E a ficção desenhada nas entrelinhas do que se diz e não diz, do que se sabe e não sabe, adquire maior peso e força quando, precisamente, a realização e a montagem de “Vermiglio” abandonam o ritmo pausado e contido da primeira metade do filme e mergulham de cabeça no desvario das emoções. Os conflitos que pareciam inevitáveis associam-se aos que a partir de uma base segura resvalam para um plano inclinado e escorregadio, empurrando os jovens protagonistas contra o muro das suas ilusões, ou aquilo que podemos designar por uma outra forma de fugir e desertar, neste caso, da realidade presente e das responsabilidades inerentes que não souberam, não puderam, ou não quiseram assumir face ao futuro. São os estigmas do seu isolamento e da sua correspondente impotência existencial a virem ao de cima, antecipando as dificuldades de um novo mundo que acabava de ver o antigo desabar, sempre lá longe, para lá das montanhas, das escarpas e das rotinas que de alguma maneira protegiam aquele microcosmos da prefiguração do mal. Será por isso que uma das sequências mais fortes do filme não se refere ao espaço nublado de sombras e luz fria de Vermiglio, mas sim a um canto perdido de um cemitério siciliano iluminado pelo Sol. E será ali que Lucia, no recolhimento e dor, quebra finalmente as grilhetas físicas e espirituais do que fora a sua vida anterior.

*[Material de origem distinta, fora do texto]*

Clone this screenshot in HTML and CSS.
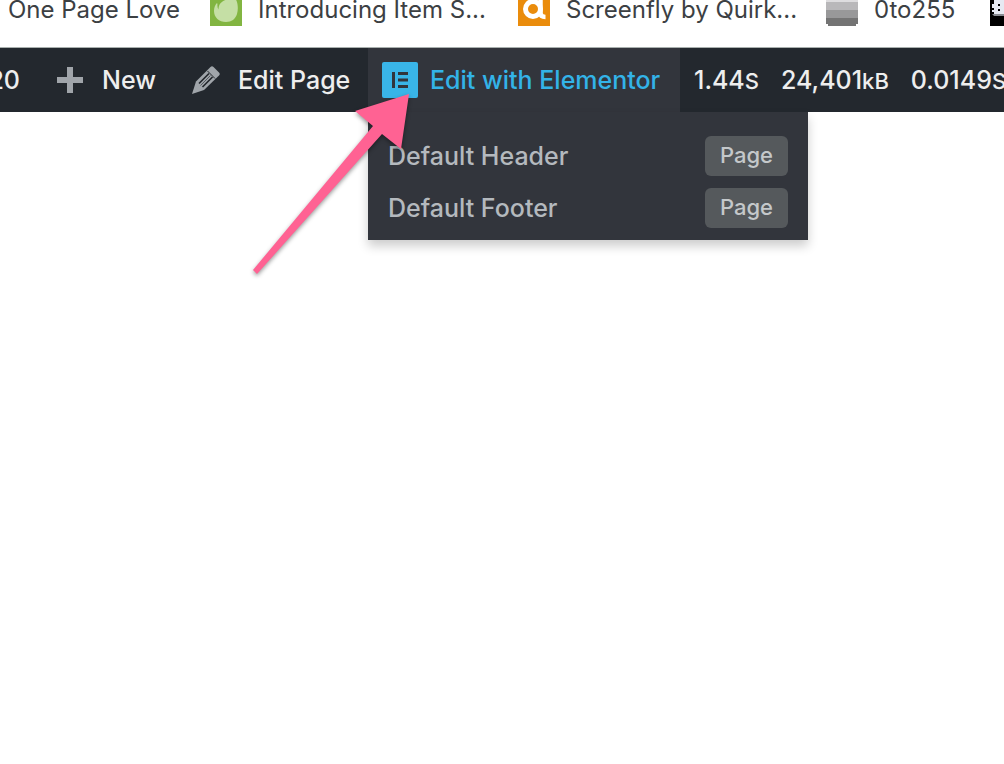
FILE: index.html
```html
<!DOCTYPE html>
<html lang="en">
<head>
<meta charset="utf-8">
<meta name="viewport" content="width=device-width, initial-scale=1">
<title>Edit with Elementor</title>
<link rel="stylesheet" href="styles.css">
</head>
<body>
<nav class="bookmarks" aria-label="Bookmarks">
  <a class="bookmark bookmark-first" href="#">One Page Love</a>
  <a class="bookmark bookmark-wide" href="#">
    <svg class="favicon" viewBox="0 0 32 32" aria-hidden="true"><rect width="32" height="32" fill="#82b541"/><path d="M25 4C28 8 28.500 15 27 20C25.500 25 21.500 28 16 28C9 28 4 23.500 4 17C4 14 5 11 6.500 9.500C7 9 7.500 9.500 7.500 10C7.200 12 7.500 14 8.500 15.500C8.500 9 13 5 25 4Z" fill="#c5dfa5"/></svg>
    <span>Introducing Item S...</span>
  </a>
  <a class="bookmark bookmark-wide" href="#">
    <svg class="favicon" viewBox="0 0 32 32" aria-hidden="true"><rect width="32" height="32" fill="#ea8c0c"/><g fill="none" stroke="#fff" stroke-width="5"><circle cx="15" cy="15" r="7.500"/><path d="M22.500 6V19Q22.500 23 27.500 23" stroke-width="4.500"/></g></svg>
    <span>Screenfly by Quirk...</span>
  </a>
  <a class="bookmark bookmark-short" href="#">
    <svg class="favicon" viewBox="0 0 32 32" aria-hidden="true"><path fill="#dedddf" d="M0 0h32v8H0z"/><path fill="#b9b8ba" d="M0 8h32v8H0z"/><path fill="#989899" d="M0 16h32v8H0z"/><path fill="#747474" d="M0 24h32v6h-2v2H2v-2H0z"/></svg>
    <span>0to255</span>
  </a>
  <a class="bookmark" href="#" aria-label="Bookmark">
    <svg class="favicon" viewBox="0 0 32 32" aria-hidden="true"><path d="M0 0h32v32H0z"/><path fill="#e6e9f2" d="M4 6h28v14H4V18H2V16h2v-2H2v-4h2z"/><path fill="#888b91" d="M2 20h30v2H4z"/><path d="M8 10h2v2H8zM8 15h2v2H8z"/></svg>
  </a>
</nav>
<header class="adminbar">
  <a class="item item-count" href="#">20</a>
  <a class="item item-new" href="#">
    <svg class="icon" viewBox="0 0 28 28" aria-hidden="true"><path fill="#a0a5aa" d="M11 1h6v10h10v6H17v10h-6V17H1v-6h10z"/></svg>
    <span>New</span>
  </a>
  <a class="item item-edit" href="#">
    <svg class="icon" viewBox="0 0 28 28" aria-hidden="true"><path fill="#a0a5aa" d="M18.500 1Q20-.5 21.500 1L27 6.500Q28.500 8 27 9.500L12 24L0 28L4 15.500Z"/><g stroke="#23282d" fill="none"><path d="M7 17.500L17 7.500M10.500 21L20.500 11" stroke-width="1.600"/><path d="M8.500 19.500L18.500 9.500" stroke-width="0.600"/><path d="M15.500 5L23 12.500" stroke-width="1"/></g></svg>
    <span>Edit Page</span>
  </a>
  <div class="elementor">
    <a class="item item-elementor" href="#">
      <svg class="elementor-icon" viewBox="0 0 36 36" aria-hidden="true"><rect width="36" height="36" rx="2" fill="#39b5e8"/><path fill="#32353c" d="M10 10h3v16h-3zM16 10h10v3H16zM16 16.500h10v3H16zM16 23h10v3H16z"/></svg>
      <span>Edit with Elementor</span>
    </a>
    <div class="submenu">
      <a class="subitem" href="#"><span>Default Header</span><span class="badge">Page</span></a>
      <a class="subitem" href="#"><span>Default Footer</span><span class="badge">Page</span></a>
    </div>
  </div>
  <a class="item stats" href="#">
    <span>1.44<small>S</small></span>
    <span>24,401<small>kB</small></span>
    <span>0.0149<small>S</small></span>
  </a>
</header>
<svg class="arrow" viewBox="0 0 180 200" aria-hidden="true"><path fill="#ff6293" d="M169 4L115 21L133 36L13 180L17 184L142 44L161 59Z"/></svg>
</body>
</html>
```
FILE: styles.css
```css
* {
  box-sizing: border-box;
}

body {
  min-height: 100vh;
  margin: 0;
  overflow-x: hidden;
  background: #fff;
  font-family: Inter, "Open Sans", sans-serif;
}

a {
  color: inherit;
  text-decoration: none;
}

.bookmarks {
  display: flex;
  align-items: flex-start;
  height: 48px;
  padding-left: 8px;
  border-bottom: 1px solid #a9b0ae;
  color: #3c4043;
  font-size: 24px;
  line-height: 20px;
}

.bookmark {
  display: flex;
  flex: none;
  gap: 16px;
  white-space: nowrap;
}

.bookmark-first {
  width: 202px;
}

.bookmark-wide {
  width: 308px;
}

.bookmark-short {
  width: 164px;
}

.favicon {
  flex: none;
  width: 32px;
  height: 32px;
  margin-top: -6px;
}

.adminbar {
  display: flex;
  height: 64px;
  background: #23282e;
  color: #eee;
  font-size: 25px;
  font-weight: 500;
  line-height: 64px;
  white-space: nowrap;
}

.item {
  display: flex;
  flex: none;
  align-items: center;
}

.item-count {
  justify-content: flex-end;
  width: 20px;
  margin-right: 36px;
}

.item-new {
  gap: 18px;
  width: 136px;
}

.item-edit {
  gap: 18px;
  width: 176px;
}

.icon {
  flex: none;
  width: 28px;
  height: 28px;
}

.elementor {
  position: relative;
  flex: none;
  width: 312px;
  background: #32353c;
  color: #33b3e8;
}

.item-elementor {
  gap: 12px;
  padding-left: 14px;
}

.elementor-icon {
  flex: none;
  width: 36px;
  height: 36px;
}

.submenu {
  position: absolute;
  top: 100%;
  left: 0;
  display: flex;
  flex-direction: column;
  width: 440px;
  padding: 18px 20px 6px;
  background: #32353c;
  box-shadow: 0 6px 10px rgba(0, 0, 0, 0.2);
  color: #b4b9be;
}

.subitem {
  display: flex;
  align-items: center;
  justify-content: space-between;
  height: 52px;
}

.badge {
  height: 40px;
  padding: 0 15px;
  border-radius: 6px;
  background: #55595c;
  color: #c4c8ca;
  font-size: 22px;
  line-height: 38px;
}

.stats {
  gap: 22px;
  padding-left: 14px;
}

.stats small {
  font-size: 22px;
}

.arrow {
  position: absolute;
  top: 90px;
  left: 240px;
  width: 180px;
  height: 200px;
  filter: drop-shadow(0 2px 2px rgba(0, 0, 0, 0.4));
  pointer-events: none;
}
```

Título original: Vermiglio Realização: Maura Delpero Elenco: Tommaso Ragno, Roberta Rovelli, Martina Scrinzi, Giuseppe De Domenico Duração: 119 min. Itália/França/Bélgica, 2024
No Festival de Veneza de 2024 recebeu o Leão de Prata, correspondente ao Grande Prémio do Júri.
No LEFFEST 2024 – Lisbon Film Festival – recebeu o Prémio Especial do Júri para Melhor Interpretação Feminina, atribuído não a uma mas ao conjunto das actrizes.